Des Dichters Freundin
Er lernte sie in einem Garten kennen.
Der Abend sog den feuchten Duft von überall her ein. Hie und da kam starker Blütenduft, man wusste nicht von welcher Stelle und von welchen Blumen. Plötzlich ein Duft und vorüber. Dann ging irgend jemand im Parke irgendwohin, verspätete Gärtnergehilfen, Wanderer.
Der Dichter dachte: »Schrecklich plaudert sie in mich hinein. Störe doch nicht diesen Abend, welcher Schweigsamkeit verkündet!« Sie erzählte von ihrem Bräutigam, erzählte, erzählte – – –.
Nach einem Concerte kam dieser nämlich an sie heran, welche ganz müde dasass und berührte unerhört liebevoll ihre Geige. Dann drückte er die Schnecke der Geige an seine Lippen, trotzdem er nur ein Kaufmann war.
»Wenn er die Schnecke nicht an seine Lippen gedrückt hätte!? So aber gewann er mich für immer. Wie ein Dichter war er damals.«
Der Dichter geleitete sie nach Hause. Er empfand, dass eine gute Seele, eine zarte treuherzige, sich aussprechen wollte mit ihm, wie das Dienstmädchen mit dem Beichtvater.
[225] Sie sagte: »Darf ich wieder kommen in den Garten?!«
»Kommen Sie.«
Jener, welcher die Schnecke der Geige an seine Lippen gedrückt hatte, schrieb: »Ich freue mich, dass Du einen Dichter, einen ›Adeligen der Seele‹, wie Du Dich ausdrückst, gefunden hast, welcher unsere Beziehung versteht und wie alles hat so kommen müssen und nicht anders hat sein können. Halte Dich an ihn, meine Geliebte.«
Eines Tages kam sie in den Garten zu dem Dichter, setzte sich auf die Bank bei der Bärenburg und weinte.
Er kaufte Brot und fütterte die Bären, von welchen einer blind war und schrecklich bemitleidet wurde vom Publicum. Er war aber am gemästetsten, weil alle nur diesen berücksichtigten und die anderen hatten von ihrem Sehen gar nichts.
Dann wandte sich der Dichter um und sah die Weinende.
Er drehte sich wieder herum zu den Bären und verscheuchte den gemästeten Blinden und begünstigte die mageren Sehenden.
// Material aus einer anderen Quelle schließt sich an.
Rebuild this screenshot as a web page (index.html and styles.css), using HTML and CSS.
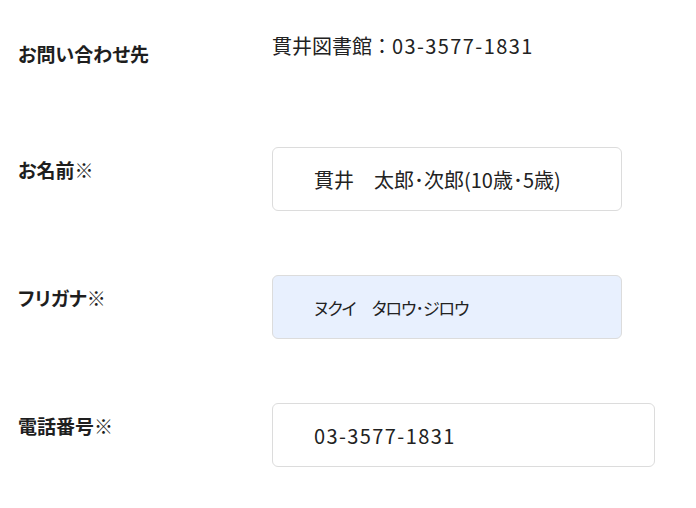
FILE: index.html
```html
<!DOCTYPE html>
<html lang="ja">
<head>
    <meta charset="UTF-8">
    <meta name="viewport" content="width=device-width, initial-scale=1.0">
    <title>お申し込みフォーム</title>
    <link rel="stylesheet" href="styles.css">
</head>
<body>

    <form class="entry-form">
        <div class="form-row">
            <div class="form-label">お問い合わせ先</div>
            <div class="form-value">貫井図書館：<span class="num">03-3577-1831</span></div>
        </div>

        <div class="form-row">
            <label class="form-label" for="name">お名前※</label>
            <input class="form-input" type="text" id="name" value="貫井　太郎･次郎(10歳･5歳)">
        </div>

        <div class="form-row">
            <label class="form-label" for="kana">フリガナ※</label>
            <input class="form-input is-filled kana" type="text" id="kana" value="ヌクイ　タロウ･ジロウ">
        </div>

        <div class="form-row">
            <label class="form-label" for="tel">電話番号※</label>
            <input class="form-input wide num" type="tel" id="tel" value="03-3577-1831">
        </div>
    </form>

</body>
</html>
```

FILE: styles.css
```css
/* Base styling */
body {
    font-family: 'Noto Sans CJK JP', 'Noto Sans', sans-serif;
    margin: 0;
    padding: 31px 18px 0;
    background: #fff;
    color: #222;
}

.form-row {
    display: flex;
    align-items: flex-start;
    margin-bottom: 64px;
}

.form-label {
    width: 254px;
    flex-shrink: 0;
    padding-top: 9px;
    font-size: 19px;
    font-weight: bold;
    line-height: 27px;
    color: #1e1e1e;
    font-feature-settings: "palt";
}

.form-value {
    font-size: 20px;
    line-height: 30px;
    height: 52px;
}

.num {
    letter-spacing: 1.4px;
}

.form-input {
    box-sizing: border-box;
    width: 350px;
    height: 64px;
    margin: 0;
    padding: 0 16px 0 41px;
    border: 1px solid #dcdcdc;
    border-radius: 6px;
    background: #fff;
    font-family: inherit;
    font-size: 20px;
    color: #222;
    outline: none;
}

.form-input.is-filled {
    background: #e8f0fe;
}

.form-input.kana {
    font-size: 17px;
    letter-spacing: -1px;
    font-feature-settings: "palt";
}

.form-input.wide {
    width: 383px;
}
```
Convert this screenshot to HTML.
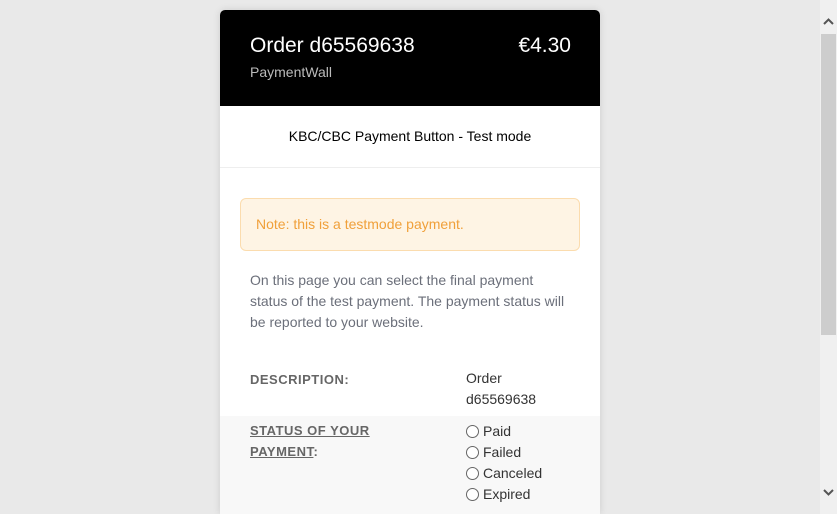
<!DOCTYPE html>
<html><head><meta charset="utf-8"><style>
*{box-sizing:border-box;margin:0;padding:0}
html,body{width:837px;height:514px;overflow:hidden;background:#e9e9e9;font-family:"Liberation Sans",Arial,sans-serif}
.card{position:absolute;left:220px;top:10px;width:380px;height:504px;background:#fff;border-radius:5px 5px 0 0;box-shadow:0 0 8px rgba(0,0,0,.12);overflow:hidden}
.hd{height:96px;background:#000;color:#fff;position:relative}
.t1{position:absolute;left:30px;top:24px;font-size:21px}
.amt{position:absolute;right:29px;top:24px;font-size:21px}
.t2{position:absolute;left:30px;top:54px;font-size:14px;color:#bbb}
.sub{height:62px;border-bottom:1px solid #eee;text-align:center;font-size:14px;line-height:60px;color:#000}
.note{position:absolute;left:20px;top:188px;width:340px;height:53px;background:#fef4e4;border:1px solid #fbdcae;border-radius:6px;color:#f0a03a;font-size:14px;padding-left:15px;line-height:51px}
.p{position:absolute;left:30px;top:260px;width:318px;font-size:14px;line-height:21px;color:#6b6f7a}
.l{position:absolute;font-size:13px;font-weight:bold;color:#666;left:30px;line-height:21px;letter-spacing:0.5px}
.v{position:absolute;left:246px;font-size:14px;line-height:21px;color:#333}
.row2{position:absolute;left:0;top:406px;width:380px;height:100px;background:#f8f8f8}
.r{display:flex;align-items:center}
.r i{display:inline-block;width:13px;height:13px;border:1px solid #666;border-radius:50%;margin-right:4px;background:#fff}
.sb{position:absolute;left:820px;top:0;width:17px;height:514px;background:#f0f0f0}
.th{position:absolute;left:821px;top:34px;width:15px;height:301px;background:#cdcdcd}
</style></head><body>
<div class="card">
<div class="hd"><div class="t1">Order d65569638</div><div class="amt">€4.30</div><div class="t2">PaymentWall</div></div>
<div class="sub">KBC/CBC Payment Button - Test mode</div>
<div class="note">Note: this is a testmode payment.</div>
<div class="p">On this page you can select the final payment status of the test payment. The payment status will be reported to your website.</div>
<div class="l" style="top:359px">DESCRIPTION:</div>
<div class="v" style="top:358px">Order<br>d65569638</div>
<div class="row2"></div>
<div class="l" style="top:410px"><u>STATUS OF YOUR</u><br><u>PAYMENT</u>:</div>
<div class="v" style="top:411px">
<div class="r"><i></i>Paid</div><div class="r"><i></i>Failed</div><div class="r"><i></i>Canceled</div><div class="r"><i></i>Expired</div>
</div>
</div>
<div class="sb"></div><div class="th"></div>
<svg style="position:absolute;left:822px;top:17px" width="13" height="10"><path d="M2 7L6.5 2.5L11 7" stroke="#555" stroke-width="2" fill="none"/></svg>
<svg style="position:absolute;left:822px;top:487px" width="13" height="10"><path d="M2 3L6.5 7.5L11 3" stroke="#555" stroke-width="2" fill="none"/></svg>
</body></html>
Zwei Tage lang blieb das junge Mädchen aus. Am dritten Tage erschien sie wieder. »Was machen unsere Bären?!« sagte sie. Eines Tages aber sagte sie: »Mein Bräutigam hat mir abgeschrieben. Es ist aus.« Dann fütterten sie die Bären. »Weshalb?!« sagte der Dichter.
[226] »Ihrethalben.«
Der Dichter fütterte die Bären und verstand gar nichts. Auch das junge Mädchen verstand nicht viel und sah hinunter in den Bärenzwinger.
Eines Tages schrieb der Bräutigam an den Dichter: »Sie haben ein gefährliches Spiel getrieben mit Menschenherzen.«
Die junge Dame wurde krank und ging in eine Heilanstalt. Dort besuchte sie der Dichter.
Ein junger Arzt, welcher sie elektrisierte, schien rasend in sie verliebt zu sein.
Sie sagte zu dem Dichter: »Was machen unsere Bären?!«
Der Dichter sah, dass sie ziemlich heruntergekommen war.
»Wir sind schon wieder ausgesöhnt,« sagte sie zu ihm, »Gott sei Dank. Er hat Alles eingesehen.«
»So?!« sagte er und sah, dass sie ganz heruntergekommen war.
»Sie müssen viel schlafen und rohe Eidotter trinken.«
»Pardon,« sagte der junge Arzt, »das wäre nicht ganz am Platze. Eine verfehlte Methode. Sie muss elektrisiert werden.«
Der Dichter ging.
»Grüssen Sie unsere Bären,« sagte Sie.
Nach einem Monate schrieb sie dem Dichter: »Er hat mir endgültig abgeschrieben, heute. Ich habe meine Geige genommen und habe eine Stunde lang Beethoven gespielt und an diejenigen gedacht, [227] welche stehen gelassen werden und nicht Beethoven spielen könnten – – –.«
Der Dichter ging gleich zu ihr. Eigentlich nahm er einen Wagen und fuhr hin.
Da sagte sie: »Wenn er nur die Schnecke meiner Geige nicht geküsst hätte damals, ich hätte wirklich leichter los kommen können – – –.«
»Wann machen Sie Ihre Tournée nach Russland?!«
»In einigen Tagen.«
»Wie lange bleiben Sie aus?!«
»Sechs Monate.«
Da sagte der Dichter: »Nehmen Sie warme gestrickte Handschuhe mit für Ihre Geigenhände und warme Unterkleider. Schicken Sie mir Ansichtskarten von überall!«
»Sammeln Sie denn?!«
»Ja, ich sammle,« sagte der Dichter sanft.